KYLE BUSCH: Not really. I wouldn't say that. I think there are a lot of guys that are probably holding stuff back. They come down here and get a feel for what they have got. They can go out and run laps all day long and they know what kind of effort they are putting into their as far as cars what percent prepared it is. Yesterday we probably went out and made our qualifying run about 88 to 90 percent of what we're going to be able to do in the Daytona 500, so that was a pretty respectable lap and almost of what all we had. The rest of the guys, we don't know what their game plan is. We don't know what they are doing, if they are 100 percent or 80 percent or what exactly it is. It's kind of a guessing game. But as long as you know what you're doing and you're worried about yourself and you have exactly the knowledge that you need to take back to Charlotte and try to work on the race cars a little bit more, you'll be all right.
Q. Can you explain "holding back"? What would be the purpose of holding back ten percent?

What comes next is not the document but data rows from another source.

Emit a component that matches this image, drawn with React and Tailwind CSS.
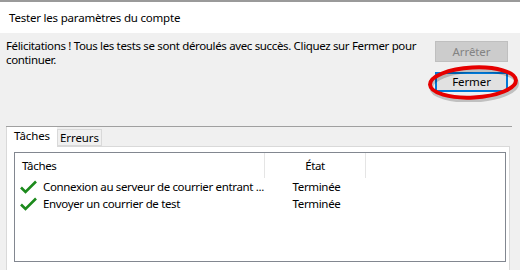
import React from "react";

function Check() {
  return (
    <svg width="17" height="14" viewBox="0 0 17 14" className="shrink-0">
      <path d="M1 7.5 L5.5 12 L16 1.5" fill="none" stroke="#1c8a1c" strokeWidth="2.6" strokeLinecap="butt" strokeLinejoin="miter" />
    </svg>
  );
}

export default function App() {
  const font = { fontFamily: '"Noto Sans", "Open Sans", sans-serif' };
  return (
    <div className="relative w-[520px] h-[270px] overflow-hidden bg-[#f0f0f0] text-[11.5px] tracking-[-0.35px] text-black" style={font}>
      <div className="h-[2px] bg-[#9a9a9a]" />
      <div className="h-[31px] bg-white flex items-center pl-[9px] tracking-[-0.2px]">
        Tester les paramètres du compte
      </div>
      <div className="h-[93px] flex">
        <div className="w-[435px] shrink-0 pt-[6px] pl-[6px] leading-[14px] whitespace-nowrap">
          Félicitations ! Tous les tests se sont déroulés avec succès. Cliquez sur Fermer pour
          <br />
          continuer.
        </div>
        <div className="shrink-0 pt-[8px] flex flex-col gap-[10px] tracking-[-0.1px]">
          <div className="w-[73px] h-[21px] bg-[#cccccc] border border-[#bfbfbf] text-[#838383] flex items-center justify-center">
            Arrêter
          </div>
          <div className="w-[73px] h-[20px] bg-[#e1e1e1] border-2 border-[#0078d7] flex items-center justify-center">
            Fermer
          </div>
        </div>
      </div>
      <div className="ml-[6px] w-[506px] h-[1px] bg-[#a0a0a0]" />
      <div className="flex ml-[6px] h-[19px] tracking-[-0.1px]">
        <div className="w-[51px] bg-white border-l border-[#d9d9d9] flex items-center justify-center pb-[2px] relative z-10 h-[20px]">
          Tâches
        </div>
        <div className="w-[45px] mt-[2px] h-[17px] bg-[#f0f0f0] border border-[#d9d9d9] flex items-center justify-center">
          Erreurs
        </div>
      </div>
      <div className="ml-[6px] w-[504px] h-[130px] bg-white border border-[#d9d9d9] pt-[5px] pl-[7px] pr-[3px]">
        <div className="h-[110px] border border-[#828790] bg-white">
          <div className="flex h-[25px]">
            <div className="w-[250px] pl-[7px] flex items-center border-r border-[#e5e5e5]">Tâches</div>
            <div className="w-[101px] flex items-center justify-center border-r border-[#e5e5e5]">État</div>
          </div>
          {[
            "Connexion au serveur de courrier entrant ...",
            "Envoyer un courrier de test",
          ].map((t) => (
            <div key={t} className="flex h-[17px] items-center">
              <div className="w-[251px] pl-[5px] flex items-center gap-[6px] whitespace-nowrap">
                <Check />
                <span>{t}</span>
              </div>
              <div className="w-[101px] text-center">Terminée</div>
            </div>
          ))}
        </div>
      </div>
      <svg className="absolute left-[426px] top-[64px]" width="94" height="38" viewBox="0 0 94 38">
        <ellipse cx="47" cy="19.5" rx="43" ry="15" fill="none" stroke="#00000033" strokeWidth="4" transform="rotate(-3 47 19) translate(1 2)" />
        <ellipse cx="47" cy="18.5" rx="43" ry="15" fill="none" stroke="#e60000" strokeWidth="4" transform="rotate(-3 47 19)" />
      </svg>
    </div>
  );
}
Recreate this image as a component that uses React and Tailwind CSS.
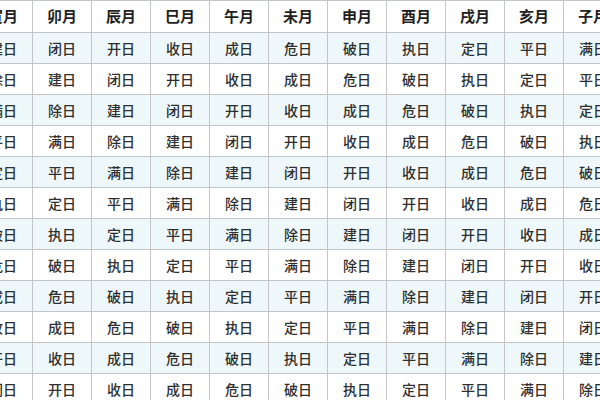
const months = ['寅月', '卯月', '辰月', '巳月', '午月', '未月', '申月', '酉月', '戌月', '亥月', '子月'];
const officers = ['建', '除', '满', '平', '定', '执', '破', '危', '成', '收', '开', '闭'];

export default function App() {
  return (
    <div
      className="w-[600px] h-[400px] overflow-hidden bg-white text-[#2f2f2f]"
      style={{ fontFamily: '"Noto Sans CJK SC", "Noto Sans", sans-serif' }}
    >
      <div className="ml-[-26px] w-[649px] border-t border-[#c2c6c9]">
        <div className="grid grid-cols-[repeat(11,59px)] h-[32px] bg-white">
          {months.map((m) => (
            <div
              key={m}
              className="flex items-center justify-center border-r border-b border-[#c2c6c9] text-[15px] font-bold text-[#1f1f1f]"
            >
              {m}
            </div>
          ))}
        </div>
        {officers.map((_, r) => (
          <div
            key={r}
            className={`grid grid-cols-[repeat(11,59px)] h-[31px] ${r % 2 === 0 ? 'bg-[#eef8fb]' : 'bg-white'}`}
          >
            {months.map((m, k) => (
              <div
                key={m}
                className="flex items-center justify-center border-r border-b border-[#c2c6c9] text-[14px] font-medium"
              >
                {officers[(((r - k) % 12) + 12) % 12]}日
              </div>
            ))}
          </div>
        ))}
      </div>
    </div>
  );
}
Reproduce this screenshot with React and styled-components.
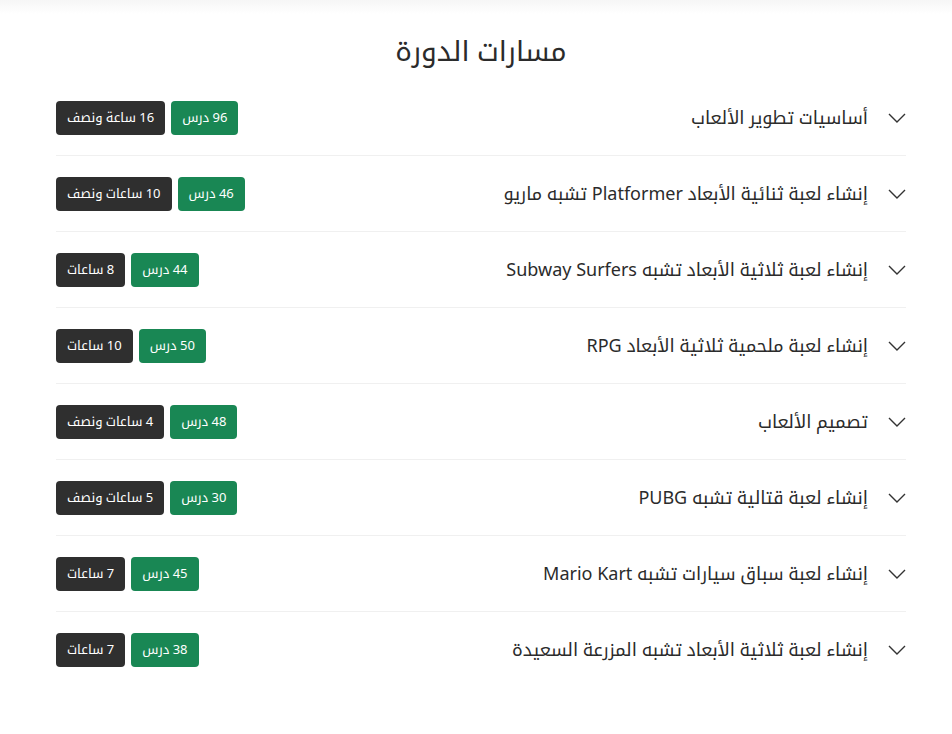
import styled, { createGlobalStyle } from "styled-components";

const tracks = [
  { title: "أساسيات تطوير الألعاب", lessons: "96 درس", hours: "16 ساعة ونصف" },
  { title: "إنشاء لعبة ثنائية الأبعاد Platformer تشبه ماريو", lessons: "46 درس", hours: "10 ساعات ونصف" },
  { title: "إنشاء لعبة ثلاثية الأبعاد تشبه Subway Surfers", lessons: "44 درس", hours: "8 ساعات" },
  { title: "إنشاء لعبة ملحمية ثلاثية الأبعاد RPG", lessons: "50 درس", hours: "10 ساعات" },
  { title: "تصميم الألعاب", lessons: "48 درس", hours: "4 ساعات ونصف" },
  { title: "إنشاء لعبة قتالية تشبه PUBG", lessons: "30 درس", hours: "5 ساعات ونصف" },
  { title: "إنشاء لعبة سباق سيارات تشبه Mario Kart", lessons: "45 درس", hours: "7 ساعات" },
  { title: "إنشاء لعبة ثلاثية الأبعاد تشبه المزرعة السعيدة", lessons: "38 درس", hours: "7 ساعات" },
];

const Chevron = () => (
  <svg viewBox="0 0 18 10" width="18" height="10" fill="none" stroke="#333" strokeWidth="1.4">
    <path d="M1 1l8 8 8-8" />
  </svg>
);

const App = () => {
  return (
    <>
      <GlobalStyle />
      <TopShade />
      <Container dir="rtl">
        <Heading>مسارات الدورة</Heading>
        <List>
          {tracks.map((t) => (
            <Row key={t.title}>
              <Toggle>
                <Chevron />
              </Toggle>
              <Title>{t.title}</Title>
              <Badges>
                <Badge $variant="green">{t.lessons}</Badge>
                <Badge $variant="dark">{t.hours}</Badge>
              </Badges>
            </Row>
          ))}
        </List>
      </Container>
    </>
  );
};

export default App;

const GlobalStyle = createGlobalStyle`
  body {
    margin: 0;
    background: #fff;
    font-family: "Noto Sans", "Noto Kufi Arabic", "Noto Sans Arabic", sans-serif;
    color: #212529;
  }
`;

const TopShade = styled.div`
  height: 14px;
  background: linear-gradient(to bottom, #f6f6f6, #fff);
`;

const Container = styled.div`
  padding: 16px 46px 0 56px;
`;

const Heading = styled.h2`
  margin: 0 0 10px;
  text-align: center;
  font-size: 28px;
  font-weight: 400;
  line-height: 40px;
  color: #2b2b2b;
`;

const List = styled.div`
  display: flex;
  flex-direction: column;
`;

const Row = styled.div`
  display: flex;
  align-items: center;
  height: 75px;
  border-bottom: 1px solid #f0f0f0;
  &:last-child {
    border-bottom: none;
  }
`;

const Toggle = styled.span`
  display: flex;
  align-items: center;
  width: 18px;
  margin-left: 20px;
`;

const Title = styled.div`
  font-size: 18px;
  color: #2b2b2b;
`;

const Badges = styled.div`
  display: flex;
  gap: 6px;
  margin-right: auto;
`;

const Badge = styled.span`
  display: inline-flex;
  align-items: center;
  height: 34px;
  padding: 0 11px;
  border-radius: 4px;
  font-size: 13px;
  color: #fff;
  background: ${(p) => (p.$variant === "green" ? "#198754" : "#2f2f2f")};
`;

KYLE BUSCH: Just for a team to not quite show exactly what all they have. You know, there's teams out there that, you know, they will hold back ten, 20 percent or whatnot. You know, they will be -- maybe they are second or maybe they are third on the speed turn and they are hold being back and when they comeback for the 500, you're like, "Whoa, where did they come from?" That's just what it's all about. You want to run well here, of course, for the test, but you want to run better when you come for the 500 because that's what matters. The test is just a test. It's exactly what we're here for, just to gather information and learn what we can and take it back to Charlotte and work on your cars a little bit better to make them better if at all possible. Basically, the teams are holding back to come back down here for the 500 and surprise you.